What information should a plush toy technical package include?
A comprehensive technical package for plush toy prototype development should include multi-view character illustrations (front, back, both sides, and a three-quarter view if the design has significant depth), a complete material callout with fabric category, pile height specification, and color reference (Pantone C-series or physical swatch), overall finished size dimensions with acceptable tolerance ranges, embroidery or print artwork files in vector format (.ai or .eps) at the correct scale, component specifications for eyes, noses, and accessories (type, size, color, placement coordinates), labeling requirements (hangtag, sewn-in label, barcode), target retail market (which determines the applicable safety standards), and age grading.
Optional but valuable additions include reference photographs of existing toys in a similar style, a seam allowance callout, and a stuffing firmness descriptor.
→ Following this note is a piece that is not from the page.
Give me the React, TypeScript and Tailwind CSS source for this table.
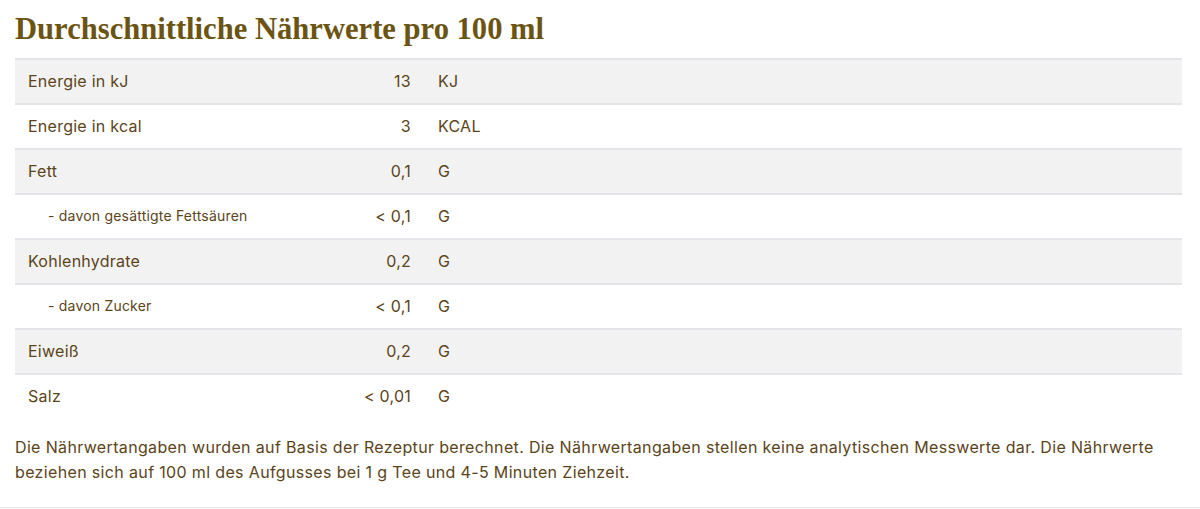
import React from "react";

type Row = { label: string; value: string; unit: string; sub?: boolean };

const rows: Row[] = [
  { label: "Energie in kJ", value: "13", unit: "KJ" },
  { label: "Energie in kcal", value: "3", unit: "KCAL" },
  { label: "Fett", value: "0,1", unit: "G" },
  { label: "- davon gesättigte Fettsäuren", value: "< 0,1", unit: "G", sub: true },
  { label: "Kohlenhydrate", value: "0,2", unit: "G" },
  { label: "- davon Zucker", value: "< 0,1", unit: "G", sub: true },
  { label: "Eiweiß", value: "0,2", unit: "G" },
  { label: "Salz", value: "< 0,01", unit: "G" },
];

const App: React.FC = () => {
  return (
    <div className="w-[1200px] h-[509px] bg-white text-[#5b4419] font-['Inter','Noto_Sans',sans-serif]">
      <div className="border-b border-[#e6e6e6] pb-[22px]">
        <div className="px-[15px]">
          <h2 className="pt-[13px] pb-[13px] font-['Liberation_Serif',serif] font-bold text-[30.6px] leading-[32px] text-[#6b5412]">
            Durchschnittliche Nährwerte pro 100 ml
          </h2>

          {/* table */}
          <div className="w-[1167px] tracking-[0.25px]">
            {rows.map((row, i) => (
              <div
                key={i}
                className={`flex items-center h-[45px] pb-[2px] border-t-2 border-[#e3e5e8] ${
                  i % 2 === 0 ? "bg-[#f2f2f2]" : "bg-white"
                }`}
              >
                <div
                  className={`w-[285px] ${
                    row.sub
                      ? "pl-[33px] text-[14px] tracking-[0.2px]"
                      : "pl-[13px] text-[16px]"
                  }`}
                >
                  {row.label}
                </div>
                <div className="w-[111px] text-right text-[16px]">{row.value}</div>
                <div className="pl-[27px] text-[16px]">{row.unit}</div>
              </div>
            ))}
          </div>

          <p className="mt-[17px] text-[16px] leading-[25px] tracking-[0.35px]">
            Die Nährwertangaben wurden auf Basis der Rezeptur berechnet. Die
            Nährwertangaben stellen keine analytischen Messwerte dar. Die
            Nährwerte beziehen sich auf 100 ml des Aufgusses bei 1 g Tee und
            4-5 Minuten Ziehzeit.
          </p>
        </div>
      </div>
    </div>
  );
};

export default App;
The more complete the package, the fewer interpretational decisions the factory must make independently.
How do plush toy manufacturers handle color matching during prototype development?
Color matching in plush prototype development involves multiple layers of tolerance management because pile fabrics do not accept color as uniformly as flat woven textiles. Most manufacturers begin with fabric selection from existing stock that is closest to the specified color, then request custom dyeing if no standard option falls within the acceptable range.
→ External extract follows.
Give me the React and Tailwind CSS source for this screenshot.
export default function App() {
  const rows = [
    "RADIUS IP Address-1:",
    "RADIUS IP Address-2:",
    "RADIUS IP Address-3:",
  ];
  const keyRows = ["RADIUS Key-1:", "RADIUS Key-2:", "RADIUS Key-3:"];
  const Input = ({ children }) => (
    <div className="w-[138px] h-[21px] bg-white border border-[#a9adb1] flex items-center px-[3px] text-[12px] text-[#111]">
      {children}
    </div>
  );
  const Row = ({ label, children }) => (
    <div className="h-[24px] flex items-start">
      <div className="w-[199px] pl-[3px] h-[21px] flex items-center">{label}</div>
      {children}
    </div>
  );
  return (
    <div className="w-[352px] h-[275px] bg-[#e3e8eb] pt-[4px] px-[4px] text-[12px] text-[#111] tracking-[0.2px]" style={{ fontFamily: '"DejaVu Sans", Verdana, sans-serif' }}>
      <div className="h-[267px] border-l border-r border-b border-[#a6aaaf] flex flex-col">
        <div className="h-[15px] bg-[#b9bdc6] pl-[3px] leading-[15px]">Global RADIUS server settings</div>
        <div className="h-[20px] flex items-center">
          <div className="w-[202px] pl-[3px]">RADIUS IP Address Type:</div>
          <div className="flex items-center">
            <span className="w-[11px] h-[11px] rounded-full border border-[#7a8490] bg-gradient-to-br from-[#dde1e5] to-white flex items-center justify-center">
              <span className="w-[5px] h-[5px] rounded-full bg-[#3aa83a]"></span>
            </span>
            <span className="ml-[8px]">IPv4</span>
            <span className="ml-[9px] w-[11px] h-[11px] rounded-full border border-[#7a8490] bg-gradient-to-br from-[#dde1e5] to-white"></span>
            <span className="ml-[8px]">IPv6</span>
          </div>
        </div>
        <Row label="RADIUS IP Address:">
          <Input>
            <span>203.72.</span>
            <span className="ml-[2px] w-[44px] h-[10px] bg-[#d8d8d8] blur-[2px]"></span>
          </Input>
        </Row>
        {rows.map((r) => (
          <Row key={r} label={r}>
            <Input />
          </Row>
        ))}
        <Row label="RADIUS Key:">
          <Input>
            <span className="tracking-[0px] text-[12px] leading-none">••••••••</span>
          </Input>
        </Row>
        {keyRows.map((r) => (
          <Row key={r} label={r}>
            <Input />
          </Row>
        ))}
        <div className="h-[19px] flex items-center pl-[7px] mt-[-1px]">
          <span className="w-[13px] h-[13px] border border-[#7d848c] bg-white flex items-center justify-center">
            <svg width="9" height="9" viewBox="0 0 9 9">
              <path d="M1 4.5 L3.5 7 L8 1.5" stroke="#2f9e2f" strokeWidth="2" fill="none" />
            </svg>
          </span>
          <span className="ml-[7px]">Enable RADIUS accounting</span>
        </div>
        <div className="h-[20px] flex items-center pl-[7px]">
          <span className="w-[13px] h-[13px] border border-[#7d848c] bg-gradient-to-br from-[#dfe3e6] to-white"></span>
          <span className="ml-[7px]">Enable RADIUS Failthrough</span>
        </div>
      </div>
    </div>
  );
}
Pantone C-series references are the industry standard for specifying target hues, but the final color perception of a pile fabric is influenced by pile height, fiber type, and pile direction — a longer pile will appear lighter than a shorter pile in the same dye lot due to light diffraction. Professional manufacturers produce lab dip samples (small swatch sets of dyed fabric) for buyer approval before the full fabric is produced. For buyers sourcing multiple color variants of the same character, approving all color lab dips simultaneously before sample construction begins is the most time-efficient workflow.